◆ Entries supplied
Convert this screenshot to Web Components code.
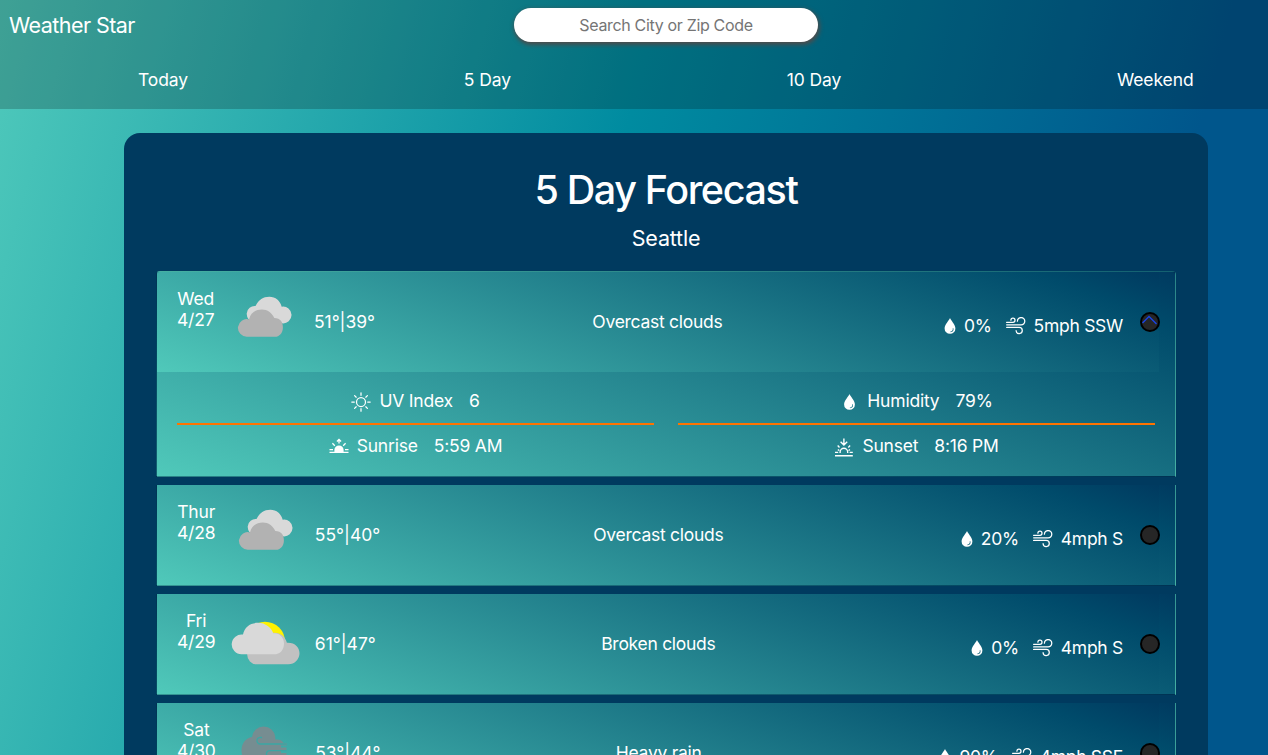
...
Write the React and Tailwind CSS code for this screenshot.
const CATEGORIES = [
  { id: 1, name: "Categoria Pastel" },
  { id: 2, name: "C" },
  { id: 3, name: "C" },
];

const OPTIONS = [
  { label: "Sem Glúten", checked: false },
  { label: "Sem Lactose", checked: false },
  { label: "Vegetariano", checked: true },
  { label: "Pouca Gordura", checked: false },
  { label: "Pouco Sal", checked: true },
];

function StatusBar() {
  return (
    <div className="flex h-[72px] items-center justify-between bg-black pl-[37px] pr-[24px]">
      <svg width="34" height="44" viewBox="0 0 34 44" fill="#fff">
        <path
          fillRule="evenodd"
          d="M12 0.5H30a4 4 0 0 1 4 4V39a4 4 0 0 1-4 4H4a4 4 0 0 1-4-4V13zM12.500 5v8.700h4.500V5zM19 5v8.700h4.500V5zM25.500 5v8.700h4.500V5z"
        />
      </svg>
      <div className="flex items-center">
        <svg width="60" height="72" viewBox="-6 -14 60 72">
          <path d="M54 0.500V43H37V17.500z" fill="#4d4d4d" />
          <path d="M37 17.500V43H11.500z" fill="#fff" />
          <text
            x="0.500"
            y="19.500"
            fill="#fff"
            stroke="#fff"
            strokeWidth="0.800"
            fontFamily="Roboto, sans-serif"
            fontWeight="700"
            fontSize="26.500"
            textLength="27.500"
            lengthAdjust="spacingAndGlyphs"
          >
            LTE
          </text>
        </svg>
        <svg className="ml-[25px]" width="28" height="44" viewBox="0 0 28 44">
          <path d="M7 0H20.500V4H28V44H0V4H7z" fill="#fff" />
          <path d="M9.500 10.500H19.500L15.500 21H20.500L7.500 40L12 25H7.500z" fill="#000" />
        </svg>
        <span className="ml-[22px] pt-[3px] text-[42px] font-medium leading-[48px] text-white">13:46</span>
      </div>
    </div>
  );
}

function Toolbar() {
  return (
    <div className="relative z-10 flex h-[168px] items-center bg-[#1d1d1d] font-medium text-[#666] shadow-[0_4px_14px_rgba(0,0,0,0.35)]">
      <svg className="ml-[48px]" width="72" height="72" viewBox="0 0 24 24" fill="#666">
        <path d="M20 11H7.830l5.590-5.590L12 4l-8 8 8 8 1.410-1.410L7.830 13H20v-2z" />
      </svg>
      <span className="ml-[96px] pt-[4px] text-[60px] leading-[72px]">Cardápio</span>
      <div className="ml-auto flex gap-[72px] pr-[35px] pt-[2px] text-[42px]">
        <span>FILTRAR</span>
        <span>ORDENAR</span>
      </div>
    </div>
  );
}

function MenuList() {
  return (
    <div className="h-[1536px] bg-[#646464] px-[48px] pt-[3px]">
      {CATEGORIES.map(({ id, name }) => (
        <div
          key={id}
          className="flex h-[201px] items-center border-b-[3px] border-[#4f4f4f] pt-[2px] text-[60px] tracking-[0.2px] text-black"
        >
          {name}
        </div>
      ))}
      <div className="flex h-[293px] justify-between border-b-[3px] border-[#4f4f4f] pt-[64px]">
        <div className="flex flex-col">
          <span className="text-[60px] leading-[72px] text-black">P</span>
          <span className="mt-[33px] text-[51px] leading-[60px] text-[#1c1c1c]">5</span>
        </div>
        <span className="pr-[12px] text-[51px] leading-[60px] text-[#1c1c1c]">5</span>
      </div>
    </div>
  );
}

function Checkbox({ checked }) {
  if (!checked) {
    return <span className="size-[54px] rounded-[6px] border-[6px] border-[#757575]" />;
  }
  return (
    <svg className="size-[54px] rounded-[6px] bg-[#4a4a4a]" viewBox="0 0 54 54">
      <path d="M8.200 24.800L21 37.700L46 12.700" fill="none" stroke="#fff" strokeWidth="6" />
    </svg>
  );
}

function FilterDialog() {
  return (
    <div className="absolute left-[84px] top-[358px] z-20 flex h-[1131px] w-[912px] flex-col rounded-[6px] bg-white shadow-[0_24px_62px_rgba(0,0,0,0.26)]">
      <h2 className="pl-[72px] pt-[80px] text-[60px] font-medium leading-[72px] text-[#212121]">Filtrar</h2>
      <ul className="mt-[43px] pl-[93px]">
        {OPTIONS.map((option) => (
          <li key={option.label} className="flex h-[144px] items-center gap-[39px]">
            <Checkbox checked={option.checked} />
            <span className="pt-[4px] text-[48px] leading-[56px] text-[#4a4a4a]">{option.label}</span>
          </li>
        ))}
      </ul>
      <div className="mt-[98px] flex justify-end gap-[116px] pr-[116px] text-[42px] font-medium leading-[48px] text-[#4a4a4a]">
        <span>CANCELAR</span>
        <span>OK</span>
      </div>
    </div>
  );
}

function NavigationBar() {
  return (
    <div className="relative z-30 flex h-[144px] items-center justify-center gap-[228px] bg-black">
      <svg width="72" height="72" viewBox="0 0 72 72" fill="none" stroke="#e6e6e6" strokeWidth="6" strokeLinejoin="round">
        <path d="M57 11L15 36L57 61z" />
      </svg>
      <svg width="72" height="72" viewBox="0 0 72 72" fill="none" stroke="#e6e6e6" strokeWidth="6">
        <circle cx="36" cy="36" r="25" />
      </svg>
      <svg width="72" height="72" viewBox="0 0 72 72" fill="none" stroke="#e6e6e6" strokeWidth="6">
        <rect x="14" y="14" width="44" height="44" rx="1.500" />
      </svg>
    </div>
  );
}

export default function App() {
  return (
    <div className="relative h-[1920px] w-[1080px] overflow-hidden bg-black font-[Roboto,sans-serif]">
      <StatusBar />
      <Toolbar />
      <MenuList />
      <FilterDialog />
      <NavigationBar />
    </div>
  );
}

◆ Exercise task
Lines of the material that contain the word "code" are to be gathered.

◆ Answer to this problem
Convert this screenshot to Web Components code.
Write the React and Tailwind CSS code for this screenshot.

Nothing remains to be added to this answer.